The thing is that on a Pass's execute() the draw calls are being dispatched (Not by any action of the Input/Output classes, the latter exist just to set dependencies between Passes). Therefore I have to find out how to then sort these Passes (which are owned by the Renderer) based on the topological sort of the Input/Output graph nodes. Once the Passes are sorted then I can fire up execute on them one at a time which dispatches the draw calls to the GPU.

I hope you're following. Maybe I'm just thinking out loud here because that's the way I have organized my codebase and I want an evaluation.

Thus: “How to sort the Passes”?

Maybe I should run Topological sort on the Passes themselves based on some criteria involving Inputs/Outputs. It's not clear to me yet how to do that automatically. The plot thickens..

EDIT

Should I even bother sorting the Passes though (in my small game engine)?

Just execute them at creation/setup order I guess..

None

noizex

1,456

February 11, 2021 09:15 PM

EDIT
Should I even bother sorting the Passes though (in my small game engine)?
Just execute them at creation/setup order I guess..

That's what I did and so far it works well… SSAO, Depth Prepass, Tiled Forward+ Lighting, CSM, FXAA, debug layers etc. and I haven't yet had a need for some sort (hah!) of sorting. I also realized that with inputs/outputs that have multiple passes (like the same resources is somehow used in 1 pass, then reused or added to in another pass) it will be hard to determine at which point given resource contains what some other pass expects. Probably doable but I did it simpler, and it's just linear execution of passes. Not making Frostbite after all, and from what I saw their render graph is big mess so I prefer this simplicity ;P

I really suggest starting small and once you actually run into the need of sorting and rearranging your passes you can do it easily. I find it more useful to be able to rearrange them on runtime via my config (to test various paths, effects), and also the consistency of data driven renderer setup - everything is from that config, even compute buffers and their structure. It's really something that opens tons of possibilities to expand your rendering and makes it actually fun.
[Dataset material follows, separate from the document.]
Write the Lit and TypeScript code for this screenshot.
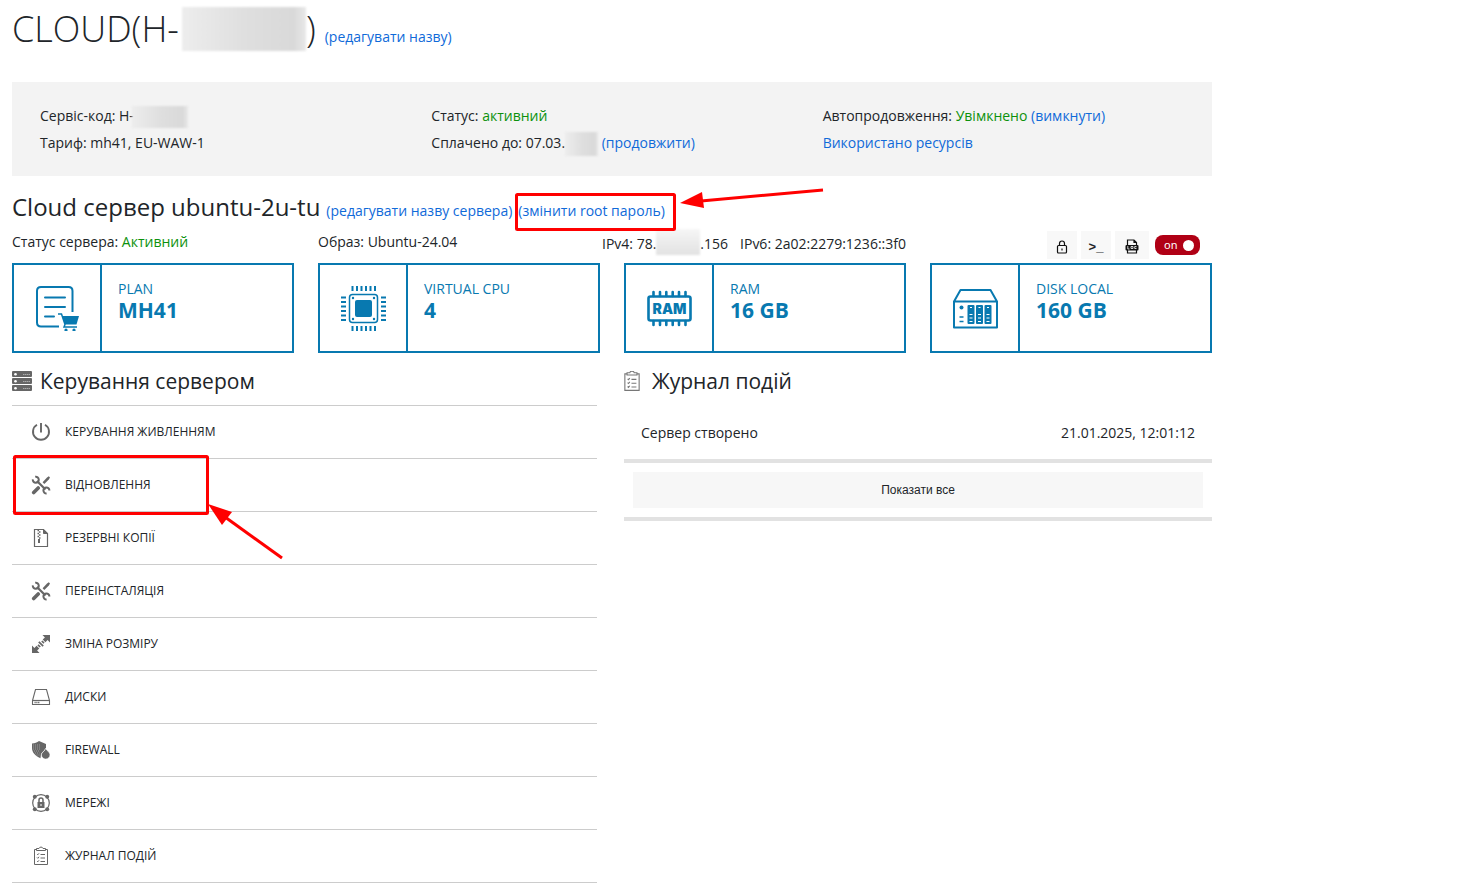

I can elaborate a bit on how this is structred in code, but it's really just common sense - passes (different fixed types: scene render, cascade shadow map, blur, blit, compute), output/input vectors. There will be some magic involved to set the resources properly (sometimes deferred setup needed), to make all resources react to window resizes properly and change their sizes etc. But it's definitely worth it in the long run.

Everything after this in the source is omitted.